What your baby eats in the first 1000 days of life is pivotal to the development of their brain, says a new study. Certain foods ingested during their first two years of life can affect how fast your child will think, how good their memory is, and how well they can multitask as adults.

In the guidelines published in the medical journal Pediatric, the American Academy of Pediatricts say that certain nutrients, including protein, zinc, folate, certain vitamins and polyunsaturated fatty acids are critical for healthy brain development. They stress diets lacking these nutrients can lead to lifelong issues in brain function.

"The brain's structural foundation, along with billions of brain cells and trillions of connections between them, are built during this sensitive window of time," Dr. Sarah Jane Schwarzenberg, lead author of the policy statement and an executive committee member of AAP's Committee on Nutrition, said in a statement.

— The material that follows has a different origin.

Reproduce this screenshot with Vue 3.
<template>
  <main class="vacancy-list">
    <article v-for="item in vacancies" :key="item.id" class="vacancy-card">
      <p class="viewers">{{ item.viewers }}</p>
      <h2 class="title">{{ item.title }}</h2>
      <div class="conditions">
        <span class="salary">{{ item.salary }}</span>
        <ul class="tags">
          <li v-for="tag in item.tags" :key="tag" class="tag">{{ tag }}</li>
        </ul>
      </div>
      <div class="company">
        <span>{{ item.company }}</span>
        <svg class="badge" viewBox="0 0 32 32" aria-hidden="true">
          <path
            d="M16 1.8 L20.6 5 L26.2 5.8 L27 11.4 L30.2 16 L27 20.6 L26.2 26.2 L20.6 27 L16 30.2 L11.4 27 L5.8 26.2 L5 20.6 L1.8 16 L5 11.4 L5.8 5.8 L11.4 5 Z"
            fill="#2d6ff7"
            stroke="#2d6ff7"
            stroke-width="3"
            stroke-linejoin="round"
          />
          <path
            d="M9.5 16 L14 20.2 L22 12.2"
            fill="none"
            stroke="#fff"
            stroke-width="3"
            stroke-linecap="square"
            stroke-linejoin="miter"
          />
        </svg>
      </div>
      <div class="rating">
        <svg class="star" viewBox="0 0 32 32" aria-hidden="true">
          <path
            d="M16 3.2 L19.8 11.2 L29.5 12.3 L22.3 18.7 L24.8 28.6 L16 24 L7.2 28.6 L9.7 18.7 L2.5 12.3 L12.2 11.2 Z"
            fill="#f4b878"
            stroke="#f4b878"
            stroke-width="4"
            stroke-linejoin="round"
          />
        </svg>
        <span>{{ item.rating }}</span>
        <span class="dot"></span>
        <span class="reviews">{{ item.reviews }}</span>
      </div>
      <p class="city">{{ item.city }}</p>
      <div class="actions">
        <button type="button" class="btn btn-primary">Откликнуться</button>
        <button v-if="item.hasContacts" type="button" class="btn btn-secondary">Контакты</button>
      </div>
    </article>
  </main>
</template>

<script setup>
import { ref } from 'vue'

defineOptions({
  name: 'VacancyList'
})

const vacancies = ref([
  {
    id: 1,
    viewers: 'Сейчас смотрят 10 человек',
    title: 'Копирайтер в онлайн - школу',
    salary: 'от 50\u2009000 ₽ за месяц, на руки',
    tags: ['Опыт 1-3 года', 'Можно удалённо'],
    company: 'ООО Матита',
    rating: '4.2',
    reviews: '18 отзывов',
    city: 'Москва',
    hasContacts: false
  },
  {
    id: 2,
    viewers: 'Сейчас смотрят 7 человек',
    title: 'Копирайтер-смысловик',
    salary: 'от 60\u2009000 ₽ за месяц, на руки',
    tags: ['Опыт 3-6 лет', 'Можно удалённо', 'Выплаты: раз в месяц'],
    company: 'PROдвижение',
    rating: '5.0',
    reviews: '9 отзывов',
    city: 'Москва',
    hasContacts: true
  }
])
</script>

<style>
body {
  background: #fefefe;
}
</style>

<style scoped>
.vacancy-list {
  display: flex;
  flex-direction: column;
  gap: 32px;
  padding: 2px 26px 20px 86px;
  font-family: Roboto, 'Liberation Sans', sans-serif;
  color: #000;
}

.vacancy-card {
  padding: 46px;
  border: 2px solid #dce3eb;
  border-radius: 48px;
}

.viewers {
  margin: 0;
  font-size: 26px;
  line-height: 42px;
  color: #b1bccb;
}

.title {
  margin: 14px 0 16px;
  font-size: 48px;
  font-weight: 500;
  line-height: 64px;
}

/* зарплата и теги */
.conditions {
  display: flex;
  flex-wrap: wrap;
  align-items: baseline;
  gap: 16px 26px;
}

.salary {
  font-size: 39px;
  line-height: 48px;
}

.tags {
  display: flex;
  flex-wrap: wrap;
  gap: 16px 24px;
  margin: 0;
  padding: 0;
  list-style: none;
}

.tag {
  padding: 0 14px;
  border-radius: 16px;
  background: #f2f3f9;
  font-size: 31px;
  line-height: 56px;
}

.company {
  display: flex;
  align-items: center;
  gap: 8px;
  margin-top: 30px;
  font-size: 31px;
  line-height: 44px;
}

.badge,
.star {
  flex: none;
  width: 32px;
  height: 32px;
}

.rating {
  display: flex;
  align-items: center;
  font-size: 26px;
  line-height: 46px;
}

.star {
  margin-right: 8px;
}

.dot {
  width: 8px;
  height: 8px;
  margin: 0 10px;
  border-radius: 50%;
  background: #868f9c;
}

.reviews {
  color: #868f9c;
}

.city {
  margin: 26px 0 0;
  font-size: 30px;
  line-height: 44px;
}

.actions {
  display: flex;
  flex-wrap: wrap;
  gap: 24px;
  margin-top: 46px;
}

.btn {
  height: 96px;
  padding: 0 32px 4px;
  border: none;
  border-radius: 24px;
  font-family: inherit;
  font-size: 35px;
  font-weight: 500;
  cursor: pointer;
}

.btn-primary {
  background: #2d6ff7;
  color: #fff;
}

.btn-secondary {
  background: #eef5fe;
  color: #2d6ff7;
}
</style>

"If you miss the opportunity to meet developmental milestones during the first 1,000 days of life, then there's not an opportunity to go back and revisit them."

What should I feed my baby?

So, what exactly should baby be eating before 2 years of age?

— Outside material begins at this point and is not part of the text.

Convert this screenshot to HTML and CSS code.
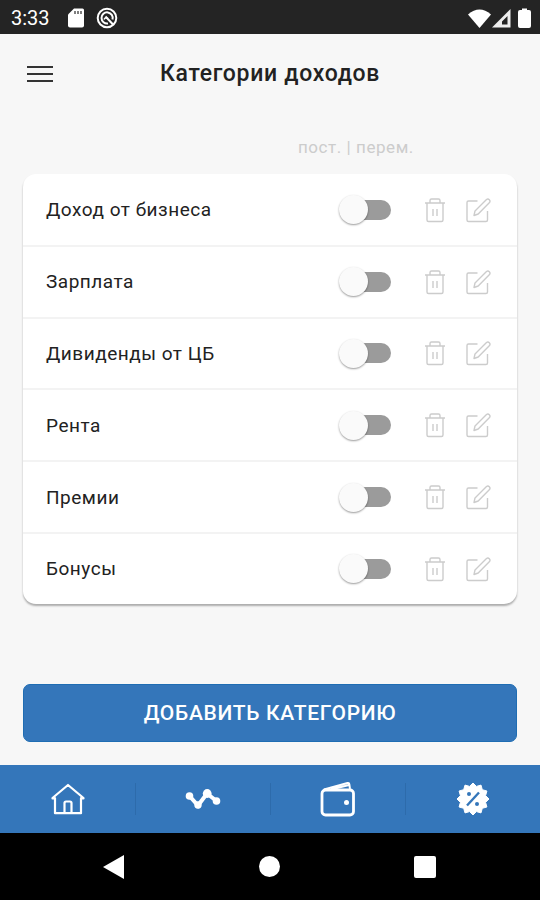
FILE: index.html
```html
<!DOCTYPE html>
<html lang="ru">

<head>
    <meta charset="UTF-8">
    <meta name="viewport" content="width=device-width, initial-scale=1.0">
    <title>Категории доходов</title>
    <link rel="stylesheet" href="styles.css">
</head>

<body>
    <svg class="sprite" width="0" height="0">
        <symbol id="icon-trash" viewBox="0 0 22 26">
            <path d="M1 6h20M3 6v17q0 1.500 1.500 1.500h13q1.500 0 1.500-1.500V6M6 6V3.500q0-1.500 1.500-1.500h7Q16 2 16 3.500V6M9 12v7M13 12v7" />
        </symbol>
        <symbol id="icon-edit" viewBox="0 0 26 26">
            <path d="M12.500 4H3.500Q2 4 2 5.500v17.500Q2 24.500 3.500 24.500H21q1.500 0 1.500-1.500V14M9 18.500l1-4.500L21.500 2.500q1.500-1 2.800.2T24.500 5.500L13.200 17z" />
        </symbol>
    </svg>

    <div class="status-bar">
        <span class="time">3:33</span>
        <svg class="sd-card" width="16" height="20" viewBox="0 0 16 20">
            <path fill="#fff" d="M6 .5h8.500q1.500 0 1.500 1.500v15.500q0 2-2 2H2q-2 0-2-2V6.500z" />
            <path stroke="#555" stroke-width="1.500" d="M7 3v3M10 3v3M13 3v3" />
        </svg>
        <svg class="circle-icon" width="22" height="22" viewBox="0 0 22 22" fill="none" stroke="#fff">
            <circle cx="11" cy="11" r="9.300" stroke-width="2" />
            <path stroke-width="2" d="M12 16.500a5.600 5.600 0 1 1 4.500-4M9.500 9.500l8 8.500" />
            <path stroke-width="1.500" d="M8 12.500q1.500-3 4-1" />
        </svg>
        <svg class="signals" width="66" height="22" viewBox="0 0 66 22">
            <path fill="#fff" d="M12.500 21L1 7.500Q12.500-2.500 24 7.500z" />
            <path fill="#eee" fill-rule="evenodd" d="M43.500 2v18.500H25zM40.500 9v8.500H35V14.500z" />
            <path fill="#fff" d="M55 1.500h5V3h2q2 0 2 2v14q0 2-2 2h-9q-2 0-2-2V5q0-2 2-2h2z" />
        </svg>
    </div>

    <header class="header">
        <div class="burger"><span></span><span></span><span></span></div>
        <h1>Категории доходов</h1>
    </header>

    <main class="content">
        <div class="hint">пост. | перем.</div>
        <ul class="list">
            <li class="row">
                <span class="name">Доход от бизнеса</span>
                <span class="switch"></span>
                <svg class="icon trash"><use href="#icon-trash" /></svg>
                <svg class="icon edit"><use href="#icon-edit" /></svg>
            </li>
            <li class="row">
                <span class="name">Зарплата</span>
                <span class="switch"></span>
                <svg class="icon trash"><use href="#icon-trash" /></svg>
                <svg class="icon edit"><use href="#icon-edit" /></svg>
            </li>
            <li class="row">
                <span class="name">Дивиденды от ЦБ</span>
                <span class="switch"></span>
                <svg class="icon trash"><use href="#icon-trash" /></svg>
                <svg class="icon edit"><use href="#icon-edit" /></svg>
            </li>
            <li class="row">
                <span class="name">Рента</span>
                <span class="switch"></span>
                <svg class="icon trash"><use href="#icon-trash" /></svg>
                <svg class="icon edit"><use href="#icon-edit" /></svg>
            </li>
            <li class="row">
                <span class="name">Премии</span>
                <span class="switch"></span>
                <svg class="icon trash"><use href="#icon-trash" /></svg>
                <svg class="icon edit"><use href="#icon-edit" /></svg>
            </li>
            <li class="row">
                <span class="name">Бонусы</span>
                <span class="switch"></span>
                <svg class="icon trash"><use href="#icon-trash" /></svg>
                <svg class="icon edit"><use href="#icon-edit" /></svg>
            </li>
        </ul>
        <button class="add-button">ДОБАВИТЬ КАТЕГОРИЮ</button>
    </main>

    <nav class="tabs">
        <a class="tab">
            <svg width="36" height="36" viewBox="0 0 36 36" fill="none" stroke="#fff" stroke-width="2.200" stroke-linejoin="round" stroke-linecap="round">
                <path d="M5 17v15.200h26V17M2.500 17.500h2.500M31 17.500h2.500M2.500 17L18 4l15.500 13M14.500 32V22q0-1.500 1.500-1.500h4q1.500 0 1.500 1.500v10" />
            </svg>
        </a>
        <a class="tab">
            <svg width="36" height="36" viewBox="0 0 36 36" fill="#fff">
                <path fill="none" stroke="#fff" stroke-width="4" d="M4.500 15l8.500 9.500 9-12 9.500 7.500" />
                <circle cx="4.500" cy="15" r="3.800" />
                <circle cx="13" cy="24" r="3.700" />
                <circle cx="22.200" cy="12.500" r="4.400" />
                <circle cx="31.500" cy="20" r="3.800" />
            </svg>
        </a>
        <a class="tab">
            <svg width="36" height="36" viewBox="0 0 36 36" fill="none" stroke="#fff" stroke-width="2.800" stroke-linejoin="round">
                <rect x="2" y="9" width="31.500" height="25" rx="3.500" />
                <path d="M4 8.500L27.500 2q1.500-.3 1.800 1.200L30 8M11 8.500l18-4.500" stroke-width="2" />
                <circle cx="26.500" cy="21.500" r="2.500" fill="#fff" stroke="none" />
            </svg>
        </a>
        <a class="tab">
            <svg width="36" height="36" viewBox="-18 -18 36 36">
                <path fill="#fff" stroke="#fff" stroke-linejoin="round" d="M0-16L3.400-12.600 8-13.900 9.300-9.300 13.900-8 12.600-3.400 16 0 12.600 3.400 13.900 8 9.300 9.300 8 13.900 3.400 12.600 0 16-3.400 12.600-8 13.900-9.300 9.300-13.900 8-12.600 3.400-16 0-12.600-3.400-13.900-8-9.300-9.300-8-13.900-3.400-12.600z" />
                <path stroke="#3476ba" stroke-width="2.400" d="M-6 6.500L6-6.500" />
                <circle cx="-4" cy="-5" r="2" fill="#3476ba" />
                <circle cx="4" cy="5" r="2" fill="#3476ba" />
            </svg>
        </a>
    </nav>

    <div class="system-nav">
        <svg width="22" height="24" viewBox="0 0 22 24"><path fill="#fff" d="M0 12L21 0v24z" /></svg>
        <span class="home"></span>
        <span class="recent"></span>
    </div>
</body>

</html>
```
FILE: styles.css
```css
* {
    box-sizing: border-box;
}

body {
    margin: 0;
    height: 900px;
    display: flex;
    flex-direction: column;
    background: #f7f7f7;
    color: #222;
    font-family: Roboto, sans-serif;
    overflow: hidden;
}

.sprite {
    display: none;
}

.status-bar {
    height: 34px;
    flex: none;
    display: flex;
    align-items: center;
    padding: 1px 7px 0 11px;
    background: #242424;
    color: #fff;
}

.time {
    width: 57px;
    font-size: 20px;
}

.circle-icon {
    margin-left: 12px;
}

.signals {
    margin-left: auto;
}

.header {
    height: 79px;
    flex: none;
    display: grid;
    grid-template-columns: 26px 1fr 26px;
    align-items: center;
    padding: 0 27px;
}

.burger {
    display: grid;
    gap: 5px;
}

.burger span {
    height: 2px;
    background: #333;
}

h1 {
    margin: 0;
    text-align: center;
    font-size: 23px;
    font-weight: 500;
    letter-spacing: 0.7px;
}

.content {
    flex: 1;
    padding: 24px 23px 0;
}

.hint {
    height: 37px;
    padding-left: 275px;
    line-height: 21px;
    font-size: 17px;
    letter-spacing: 0.55px;
    color: #ccc;
}

.list {
    height: 430px;
    margin: 0;
    padding: 1px 0 0;
    display: grid;
    grid-template-rows: repeat(5, 71.8px) 1fr;
    list-style: none;
    background: #fff;
    border-radius: 13px;
    box-shadow: 0 2px 2px rgba(0, 0, 0, 0.3);
}

.row {
    display: flex;
    align-items: center;
    padding: 0 26px 0 23px;
    border-bottom: 2px solid #f3f3f3;
}

.row:last-child {
    border-bottom: none;
}

.name {
    flex: 1;
    font-size: 19px;
    letter-spacing: 0.52px;
}

.switch {
    width: 49px;
    height: 20px;
    margin-right: 33px;
    display: flex;
    align-items: center;
    border-radius: 10px;
    background: #9b9b9b;
}

.switch::before {
    content: "";
    width: 29px;
    height: 29px;
    flex: none;
    margin-left: -3px;
    border-radius: 50%;
    background: #fafafa;
    box-shadow: 0 1px 2px rgba(0, 0, 0, 0.4);
}

.icon {
    fill: none;
    stroke: #ccc;
    stroke-width: 1.4;
    stroke-linejoin: round;
}

.trash {
    width: 22px;
    height: 26px;
    margin-right: 19px;
}

.edit {
    width: 26px;
    height: 26px;
}

.add-button {
    width: 100%;
    height: 58px;
    margin-top: 80px;
    padding: 0 0 1px;
    border: 1px solid #1f6db3;
    border-radius: 7px;
    background: #3476ba;
    color: #fff;
    font-family: inherit;
    font-size: 21px;
    font-weight: 500;
    letter-spacing: 0.7px;
}

.tabs {
    height: 68px;
    flex: none;
    display: grid;
    grid-template-columns: repeat(4, 1fr);
    align-items: center;
    background: #3476ba;
}

.tab {
    height: 32px;
    display: flex;
    align-items: center;
    justify-content: center;
}

.tab + .tab {
    border-left: 1px solid #2d6bab;
}

.system-nav {
    height: 67px;
    flex: none;
    display: flex;
    align-items: center;
    justify-content: space-between;
    padding: 0 104px 0 103px;
    background: #000;
}

.home {
    width: 21px;
    height: 21px;
    border-radius: 50%;
    background: #fff;
}

.recent {
    width: 22px;
    height: 22px;
    border-radius: 2px;
    background: #fff;
}
```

Breast milk is recommended for newborns until they reach about six months old. After that, Dr Schwarzenberg says breast milk can't provide the amount of iron and zinc that growing babies need. She suggests breast milk should be supplemented with these nutrients if mums wish to continue breastfeeding, or babies should be introduced to foods rich in them. This practice is also in line with the World Health Organization's guidelines on complementary feeding.

Many baby foods are supplemented with zinc and iron; however Dr Schwarzenberg says pureed meats are a good natural source. Infant cereals may also be good first foods for babies as they are often enriched with zinc and iron.

After breast milk, a diet including protein packed meats and veggies containing different vitamins and minerals are best for a baby's developing brain.

"We want to make a positive statement about providing lean meats and fruits and vegetables, and also push back on the idea of superfoods," says Dr Schwarzenberg who adds that no single food can provide babies with the variety of nutrients they need.

While it's often easier to feed babies their favourite foods, Dr Schwarzenberg says a mixed diet is important.

"We all have a tendency to pick one or two things the child likes and not stray too much from them," says Schwarzenberg. "But if you are really looking to developing good brain health, then you really have to look at a variety of foods."